Exactly reproduce each entry, leaving out nothing.

>> BEGIN RECORDS PROVIDED

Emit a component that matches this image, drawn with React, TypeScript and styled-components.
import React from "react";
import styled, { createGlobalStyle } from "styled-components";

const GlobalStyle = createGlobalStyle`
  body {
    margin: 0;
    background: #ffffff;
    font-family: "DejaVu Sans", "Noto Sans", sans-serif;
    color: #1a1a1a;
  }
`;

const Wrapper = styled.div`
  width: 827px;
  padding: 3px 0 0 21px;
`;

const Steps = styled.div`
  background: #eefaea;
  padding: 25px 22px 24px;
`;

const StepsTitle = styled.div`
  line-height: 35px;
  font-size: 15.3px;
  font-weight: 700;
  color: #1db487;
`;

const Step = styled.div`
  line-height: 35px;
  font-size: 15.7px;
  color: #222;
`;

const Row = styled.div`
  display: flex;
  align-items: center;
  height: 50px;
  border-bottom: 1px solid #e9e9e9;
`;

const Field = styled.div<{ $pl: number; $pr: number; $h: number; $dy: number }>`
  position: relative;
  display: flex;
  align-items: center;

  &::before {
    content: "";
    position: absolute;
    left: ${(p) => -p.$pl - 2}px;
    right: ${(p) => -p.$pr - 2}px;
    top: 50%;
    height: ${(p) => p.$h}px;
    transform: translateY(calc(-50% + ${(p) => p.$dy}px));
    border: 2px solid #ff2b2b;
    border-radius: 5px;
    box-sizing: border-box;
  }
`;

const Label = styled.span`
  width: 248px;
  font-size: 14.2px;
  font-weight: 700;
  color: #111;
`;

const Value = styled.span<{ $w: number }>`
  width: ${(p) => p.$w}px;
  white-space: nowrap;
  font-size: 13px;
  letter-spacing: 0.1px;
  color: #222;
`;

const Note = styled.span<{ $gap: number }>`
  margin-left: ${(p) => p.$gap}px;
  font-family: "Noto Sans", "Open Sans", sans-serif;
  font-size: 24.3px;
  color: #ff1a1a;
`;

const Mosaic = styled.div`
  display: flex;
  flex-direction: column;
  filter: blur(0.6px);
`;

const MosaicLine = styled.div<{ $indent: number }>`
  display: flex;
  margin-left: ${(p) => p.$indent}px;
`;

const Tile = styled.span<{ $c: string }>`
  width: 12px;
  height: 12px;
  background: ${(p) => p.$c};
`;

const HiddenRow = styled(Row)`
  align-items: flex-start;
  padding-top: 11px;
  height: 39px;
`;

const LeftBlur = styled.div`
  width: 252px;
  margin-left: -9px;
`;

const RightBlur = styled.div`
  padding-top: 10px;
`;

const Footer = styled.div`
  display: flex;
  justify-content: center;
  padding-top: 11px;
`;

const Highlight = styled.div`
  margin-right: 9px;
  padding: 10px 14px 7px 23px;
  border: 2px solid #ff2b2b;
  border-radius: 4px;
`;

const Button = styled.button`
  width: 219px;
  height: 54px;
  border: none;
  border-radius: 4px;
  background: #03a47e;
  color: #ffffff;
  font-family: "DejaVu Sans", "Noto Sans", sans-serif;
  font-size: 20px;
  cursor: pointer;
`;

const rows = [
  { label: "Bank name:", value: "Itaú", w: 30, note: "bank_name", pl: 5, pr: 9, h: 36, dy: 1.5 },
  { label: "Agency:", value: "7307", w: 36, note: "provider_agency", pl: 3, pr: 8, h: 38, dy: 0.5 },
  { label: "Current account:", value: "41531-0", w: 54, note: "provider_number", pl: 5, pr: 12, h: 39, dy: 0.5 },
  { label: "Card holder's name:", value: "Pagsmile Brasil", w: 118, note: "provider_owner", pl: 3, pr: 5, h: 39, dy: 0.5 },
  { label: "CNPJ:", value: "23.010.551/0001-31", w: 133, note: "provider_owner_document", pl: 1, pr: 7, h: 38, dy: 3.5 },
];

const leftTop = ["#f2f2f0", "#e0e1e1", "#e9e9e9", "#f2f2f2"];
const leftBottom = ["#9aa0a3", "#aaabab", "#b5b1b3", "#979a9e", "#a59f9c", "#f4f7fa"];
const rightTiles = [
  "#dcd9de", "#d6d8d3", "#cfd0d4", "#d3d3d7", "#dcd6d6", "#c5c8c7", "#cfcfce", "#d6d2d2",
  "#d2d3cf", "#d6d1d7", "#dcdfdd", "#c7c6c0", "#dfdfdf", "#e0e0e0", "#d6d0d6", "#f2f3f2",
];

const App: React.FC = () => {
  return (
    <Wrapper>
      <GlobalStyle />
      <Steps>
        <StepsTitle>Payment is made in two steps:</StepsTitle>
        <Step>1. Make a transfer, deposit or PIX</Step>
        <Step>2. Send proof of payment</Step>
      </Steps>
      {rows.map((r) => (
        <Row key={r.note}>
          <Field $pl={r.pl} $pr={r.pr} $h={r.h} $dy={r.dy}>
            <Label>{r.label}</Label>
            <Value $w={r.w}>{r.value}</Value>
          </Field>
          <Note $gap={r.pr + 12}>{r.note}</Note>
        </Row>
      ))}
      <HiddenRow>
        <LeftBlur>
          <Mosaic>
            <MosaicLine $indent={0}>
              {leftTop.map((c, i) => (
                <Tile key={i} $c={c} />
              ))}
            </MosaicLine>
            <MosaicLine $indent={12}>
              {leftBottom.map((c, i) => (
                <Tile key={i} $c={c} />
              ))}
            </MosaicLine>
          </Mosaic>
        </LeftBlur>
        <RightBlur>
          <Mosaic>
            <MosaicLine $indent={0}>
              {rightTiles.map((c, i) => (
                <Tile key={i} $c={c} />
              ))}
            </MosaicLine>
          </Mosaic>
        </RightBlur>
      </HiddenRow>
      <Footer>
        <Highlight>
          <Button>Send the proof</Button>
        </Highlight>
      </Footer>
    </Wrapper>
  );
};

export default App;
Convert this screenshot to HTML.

>> END RECORDS PROVIDED

## [COMPLETED TASK]
Emit a component that matches this image, drawn with React, TypeScript and styled-components.
import React from "react";
import styled, { createGlobalStyle } from "styled-components";

const GlobalStyle = createGlobalStyle`
  body {
    margin: 0;
    background: #ffffff;
    font-family: "DejaVu Sans", "Noto Sans", sans-serif;
    color: #1a1a1a;
  }
`;

const Wrapper = styled.div`
  width: 827px;
  padding: 3px 0 0 21px;
`;

const Steps = styled.div`
  background: #eefaea;
  padding: 25px 22px 24px;
`;

const StepsTitle = styled.div`
  line-height: 35px;
  font-size: 15.3px;
  font-weight: 700;
  color: #1db487;
`;

const Step = styled.div`
  line-height: 35px;
  font-size: 15.7px;
  color: #222;
`;

const Row = styled.div`
  display: flex;
  align-items: center;
  height: 50px;
  border-bottom: 1px solid #e9e9e9;
`;

const Field = styled.div<{ $pl: number; $pr: number; $h: number; $dy: number }>`
  position: relative;
  display: flex;
  align-items: center;

  &::before {
    content: "";
    position: absolute;
    left: ${(p) => -p.$pl - 2}px;
    right: ${(p) => -p.$pr - 2}px;
    top: 50%;
    height: ${(p) => p.$h}px;
    transform: translateY(calc(-50% + ${(p) => p.$dy}px));
    border: 2px solid #ff2b2b;
    border-radius: 5px;
    box-sizing: border-box;
  }
`;

const Label = styled.span`
  width: 248px;
  font-size: 14.2px;
  font-weight: 700;
  color: #111;
`;

const Value = styled.span<{ $w: number }>`
  width: ${(p) => p.$w}px;
  white-space: nowrap;
  font-size: 13px;
  letter-spacing: 0.1px;
  color: #222;
`;

const Note = styled.span<{ $gap: number }>`
  margin-left: ${(p) => p.$gap}px;
  font-family: "Noto Sans", "Open Sans", sans-serif;
  font-size: 24.3px;
  color: #ff1a1a;
`;

const Mosaic = styled.div`
  display: flex;
  flex-direction: column;
  filter: blur(0.6px);
`;

const MosaicLine = styled.div<{ $indent: number }>`
  display: flex;
  margin-left: ${(p) => p.$indent}px;
`;

const Tile = styled.span<{ $c: string }>`
  width: 12px;
  height: 12px;
  background: ${(p) => p.$c};
`;

const HiddenRow = styled(Row)`
  align-items: flex-start;
  padding-top: 11px;
  height: 39px;
`;

const LeftBlur = styled.div`
  width: 252px;
  margin-left: -9px;
`;

const RightBlur = styled.div`
  padding-top: 10px;
`;

const Footer = styled.div`
  display: flex;
  justify-content: center;
  padding-top: 11px;
`;

const Highlight = styled.div`
  margin-right: 9px;
  padding: 10px 14px 7px 23px;
  border: 2px solid #ff2b2b;
  border-radius: 4px;
`;

const Button = styled.button`
  width: 219px;
  height: 54px;
  border: none;
  border-radius: 4px;
  background: #03a47e;
  color: #ffffff;
  font-family: "DejaVu Sans", "Noto Sans", sans-serif;
  font-size: 20px;
  cursor: pointer;
`;

const rows = [
  { label: "Bank name:", value: "Itaú", w: 30, note: "bank_name", pl: 5, pr: 9, h: 36, dy: 1.5 },
  { label: "Agency:", value: "7307", w: 36, note: "provider_agency", pl: 3, pr: 8, h: 38, dy: 0.5 },
  { label: "Current account:", value: "41531-0", w: 54, note: "provider_number", pl: 5, pr: 12, h: 39, dy: 0.5 },
  { label: "Card holder's name:", value: "Pagsmile Brasil", w: 118, note: "provider_owner", pl: 3, pr: 5, h: 39, dy: 0.5 },
  { label: "CNPJ:", value: "23.010.551/0001-31", w: 133, note: "provider_owner_document", pl: 1, pr: 7, h: 38, dy: 3.5 },
];

const leftTop = ["#f2f2f0", "#e0e1e1", "#e9e9e9", "#f2f2f2"];
const leftBottom = ["#9aa0a3", "#aaabab", "#b5b1b3", "#979a9e", "#a59f9c", "#f4f7fa"];
const rightTiles = [
  "#dcd9de", "#d6d8d3", "#cfd0d4", "#d3d3d7", "#dcd6d6", "#c5c8c7", "#cfcfce", "#d6d2d2",
  "#d2d3cf", "#d6d1d7", "#dcdfdd", "#c7c6c0", "#dfdfdf", "#e0e0e0", "#d6d0d6", "#f2f3f2",
];

const App: React.FC = () => {
  return (
    <Wrapper>
      <GlobalStyle />
      <Steps>
        <StepsTitle>Payment is made in two steps:</StepsTitle>
        <Step>1. Make a transfer, deposit or PIX</Step>
        <Step>2. Send proof of payment</Step>
      </Steps>
      {rows.map((r) => (
        <Row key={r.note}>
          <Field $pl={r.pl} $pr={r.pr} $h={r.h} $dy={r.dy}>
            <Label>{r.label}</Label>
            <Value $w={r.w}>{r.value}</Value>
          </Field>
          <Note $gap={r.pr + 12}>{r.note}</Note>
        </Row>
      ))}
      <HiddenRow>
        <LeftBlur>
          <Mosaic>
            <MosaicLine $indent={0}>
              {leftTop.map((c, i) => (
                <Tile key={i} $c={c} />
              ))}
            </MosaicLine>
            <MosaicLine $indent={12}>
              {leftBottom.map((c, i) => (
                <Tile key={i} $c={c} />
              ))}
            </MosaicLine>
          </Mosaic>
        </LeftBlur>
        <RightBlur>
          <Mosaic>
            <MosaicLine $indent={0}>
              {rightTiles.map((c, i) => (
                <Tile key={i} $c={c} />
              ))}
            </MosaicLine>
          </Mosaic>
        </RightBlur>
      </HiddenRow>
      <Footer>
        <Highlight>
          <Button>Send the proof</Button>
        </Highlight>
      </Footer>
    </Wrapper>
  );
};

export default App;
Convert this screenshot to HTML.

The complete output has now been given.